The good part is, I made another 2 goals. That's 3 in 4 days, I'm really proud of me :D

I'm a walking wreckage, YAY! :D (And no, that's not sarcasm, I'm so darn tired that being a walking wreckage sounds like the better option.)

maandag 14 mei 2012

Day 202 - Part 2 - Raeeeeee

She has a blog now. You guys should totally check it out, she's so sweet and it's really cute and fun to read and afjkghajksdg just follow it ^^
http://www.theraerayy.blogspot.co.uk/

Day 202 - Part 1 - Jeans and pancakes.

Okay WHY did I put pancakes in there? That doesn't even have anything to do with anything. What's wrong with me? xD
Anyways, I got to sleep in this morning <3
First 2 hours off, that just makes my day. Then just plain old boring school ._.
And, I fixed 3 pairs of jeans today. *pats on shoulder* Fixing jeans is seriousely one of the most boring things you can do with a sewingmachine. It's just turning yourself onto autopilot and let your hands do the work, not thinking, nothing difficult. And I like challenges, so it's just boring to me.
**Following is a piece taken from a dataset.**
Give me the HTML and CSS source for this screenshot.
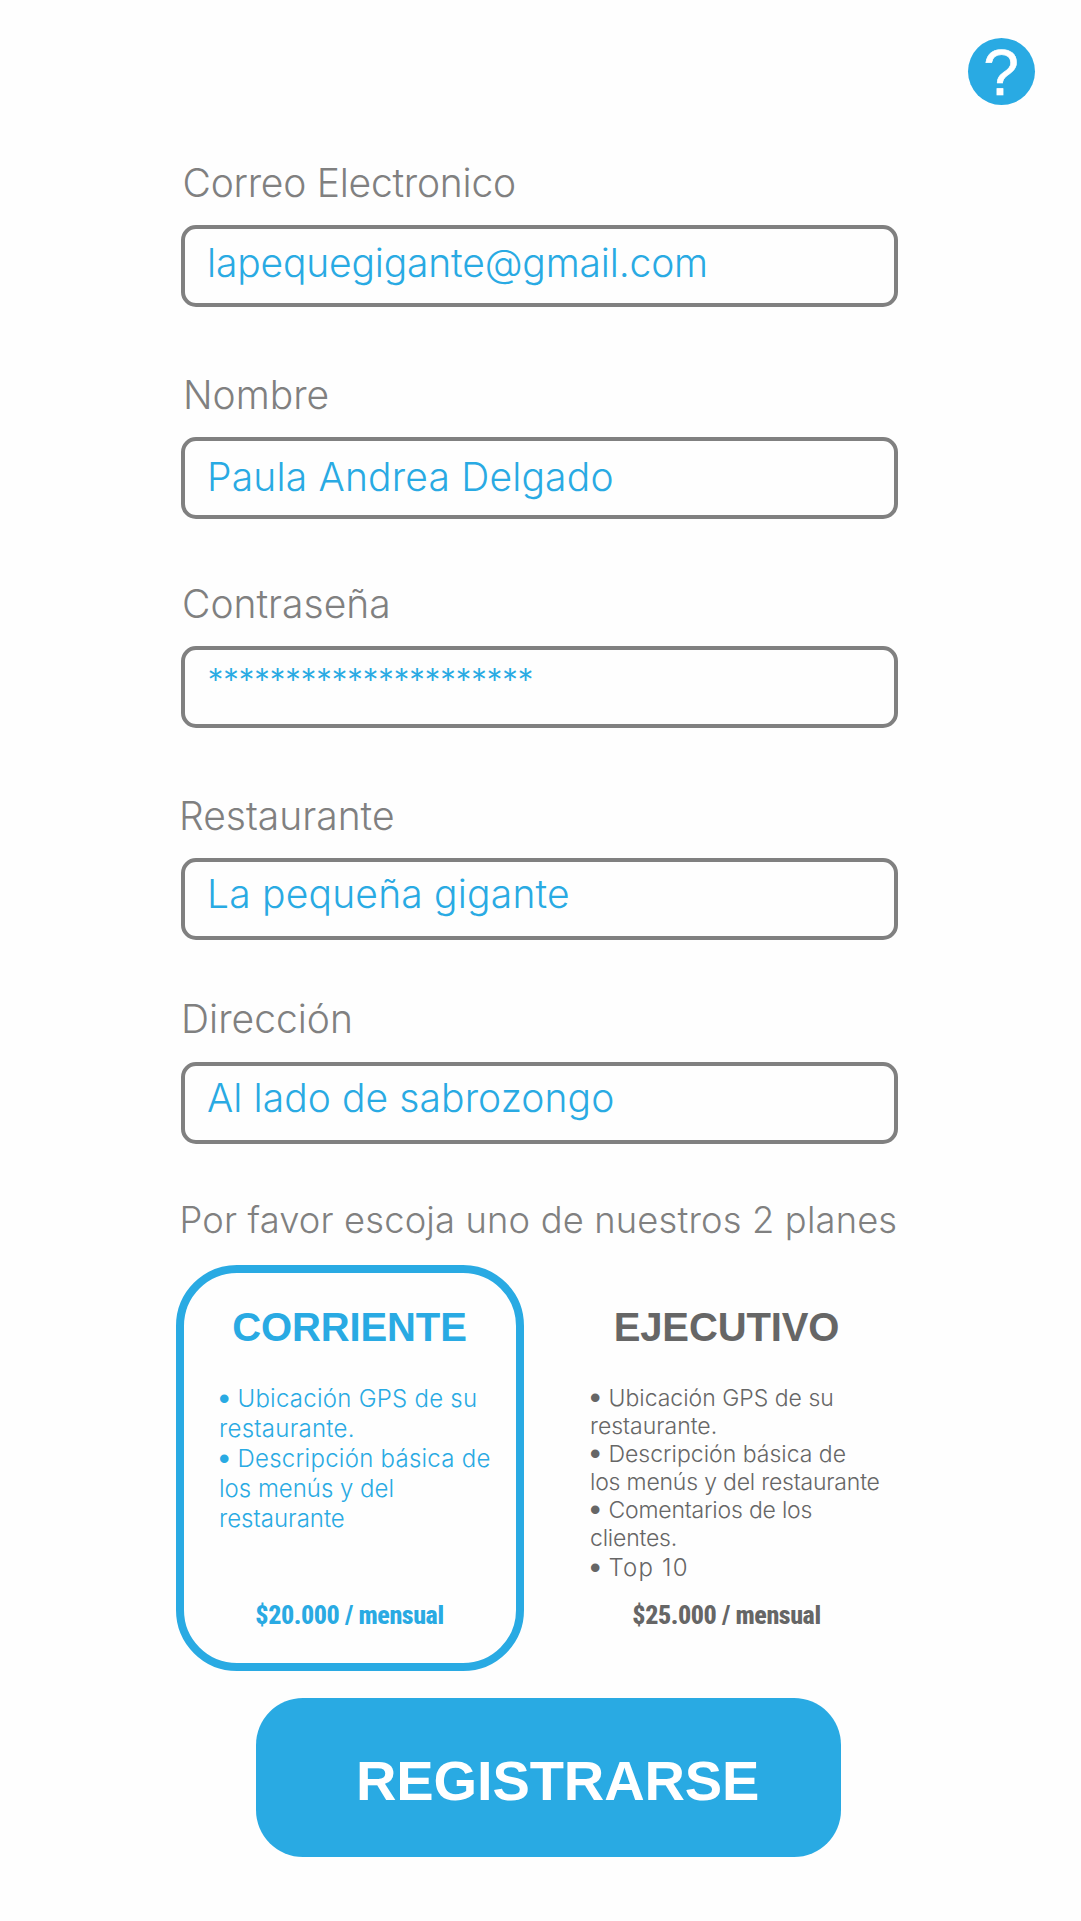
FILE: index.html
```
<!DOCTYPE html>
<html lang="es">
<head>
<meta charset="utf-8">
<title>Registro</title>
<link rel="stylesheet" href="styles.css">
</head>
<body>
<header class="topbar">
  <a class="help">?</a>
</header>
<main class="form">
  <section class="field">
    <div class="label label--email">Correo Electronico</div>
    <div class="value value--email">lapequegigante@gmail.com</div>
  </section>
  <section class="field field--name">
    <div class="label">Nombre</div>
    <div class="value value--name">Paula Andrea Delgado</div>
  </section>
  <section class="field field--password">
    <div class="label">Contraseña</div>
    <div class="value value--password">*********************</div>
  </section>
  <section class="field field--restaurant">
    <div class="label">Restaurante</div>
    <div class="value value--restaurant">La pequeña gigante</div>
  </section>
  <section class="field field--address">
    <div class="label">Dirección</div>
    <div class="value value--address">Al lado de sabrozongo</div>
  </section>
  <div class="prompt">Por favor escoja uno de nuestros 2 planes</div>
  <div class="plans">
    <article class="plan plan--selected">
      <h2 class="plan-title">CORRIENTE</h2>
      <ul class="features">
        <li><span class="dot">•</span>Ubicación GPS de su<br>restaurante.</li>
        <li><span class="dot">•</span>Descripción básica de<br><span class="tight">los menús y del<br>restaurante</span></li>
      </ul>
      <div class="price">$20.000 / mensual</div>
    </article>
    <article class="plan plan--executive">
      <h2 class="plan-title">EJECUTIVO</h2>
      <ul class="features">
        <li><span class="dot">•</span>Ubicación GPS de su<br>restaurante.</li>
        <li><span class="dot">•</span>Descripción básica de<br><span class="tight">los menús y del restaurante</span></li>
        <li><span class="dot">•</span><span class="tight">Comentarios de los<br>clientes.</span></li>
        <li class="top"><span class="dot">•</span>Top 10</li>
      </ul>
      <div class="price">$25.000 / mensual</div>
    </article>
  </div>
  <button class="submit" type="button">REGISTRARSE</button>
</main>
</body>
</html>
```
FILE: styles.css
```
* {
  box-sizing: border-box;
}

body {
  margin: 0;
  height: 1921px;
  background: #fefefe;
  color: #808080;
  font-family: Inter, "Liberation Sans", sans-serif;
  font-weight: 270;
}

.topbar {
  display: flex;
  justify-content: flex-end;
  height: 163px;
  padding: 38px 46px 0 0;
}

.help {
  width: 67px;
  height: 67px;
  padding-right: 1px;
  border-radius: 50%;
  background: #29aae3;
  color: #fff;
  font: 64px/70px "Liberation Sans", sans-serif;
  text-align: center;
  -webkit-text-stroke: 0.6px #fff;
}

.form {
  width: 717px;
  margin-left: 181px;
}

.field {
  font-size: 39px;
}

.field--name,
.field--restaurant {
  margin-top: 68px;
}

.field--password {
  margin-top: 65px;
}

.field--address {
  margin-top: 60px;
}

.label {
  height: 62px;
  padding-left: 1px;
  line-height: 40px;
}

.label--email {
  padding-left: 1.5px;
  letter-spacing: -0.25px;
}

.field--name .label {
  padding-left: 2px;
}

.field--restaurant .label {
  margin-left: -3px;
}

.field--address .label {
  padding-left: 0;
  line-height: 37px;
}

.value {
  height: 82px;
  padding-left: 22px;
  border: 4px solid #808080;
  border-radius: 15px;
  color: #29aae3;
  line-height: 64px;
}

.value--email {
  line-height: 67px;
  letter-spacing: -0.17px;
}

.value--name {
  line-height: 72px;
  letter-spacing: 0.18px;
}

.value--password {
  padding-left: 22px;
  font-family: Lato, sans-serif;
  font-size: 40px;
  font-weight: 400;
  line-height: 68px;
  letter-spacing: -1.5px;
}

.value--restaurant {
  letter-spacing: 0.2px;
}

.value--address {
  letter-spacing: 0.08px;
}

.prompt {
  margin: 56px 0 25px -1.5px;
  font-size: 36.3px;
  line-height: 40px;
  letter-spacing: 0.17px;
  white-space: nowrap;
}

.plans {
  display: grid;
  grid-template-columns: 348px 348px;
  gap: 29px;
  margin-left: -5px;
}

.plan {
  display: flex;
  flex-direction: column;
  height: 406px;
  padding: 34px 1px 33px 0;
  border: 8px solid transparent;
  border-radius: 61px;
  color: #666;
}

.plan--selected {
  border-color: #29aae3;
  color: #29aae3;
}

.plan-title {
  margin: 0 0 37px;
  font: bold 40px/40px "Liberation Sans", sans-serif;
  letter-spacing: -0.12px;
  text-align: center;
}

.features {
  margin: 0;
  padding: 0 0 0 35px;
  list-style: none;
  font-size: 24px;
  line-height: 30px;
  letter-spacing: 0.25px;
  white-space: nowrap;
}

.features .tight {
  letter-spacing: -0.02px;
}

.plan--executive .features {
  padding-left: 29px;
  font-size: 23px;
  line-height: 28px;
  letter-spacing: 0;
}

.plan--executive .features .tight {
  letter-spacing: -0.2px;
}

.plan--executive .features .top {
  font-size: 24px;
  line-height: 32px;
  letter-spacing: 1.2px;
}

.dot {
  display: inline-block;
  width: 18.5px;
  padding-left: 1px;
  font: 24px/20px "Liberation Sans", sans-serif;
  letter-spacing: 0;
  -webkit-text-stroke: 2px currentColor;
}

.price {
  margin-top: auto;
  font: 800 26px/30px "Roboto Condensed", Roboto, sans-serif;
  letter-spacing: -0.42px;
  text-align: center;
}

.submit {
  display: block;
  width: 585px;
  height: 159px;
  margin: 27px 0 0 75px;
  padding: 7px 0 0 100px;
  border: 0;
  border-radius: 47px;
  background: #29aae3;
  color: #fff;
  font: bold 56px/60px "Liberation Sans", sans-serif;
  letter-spacing: -0.11px;
  text-align: left;
}
```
But I've been putting it off all this time, those jeans have been lying around forever, so I figured it would be time to finally go fix them.
And I didn't even start on my list yet D:
Before I started, I was like, I want to do this thing and that thing and that thing but I CAN'T because it's not day 200 yet. And now it's past day 200, and I'm like "ah, I'll do that later on". I'm such a strange person.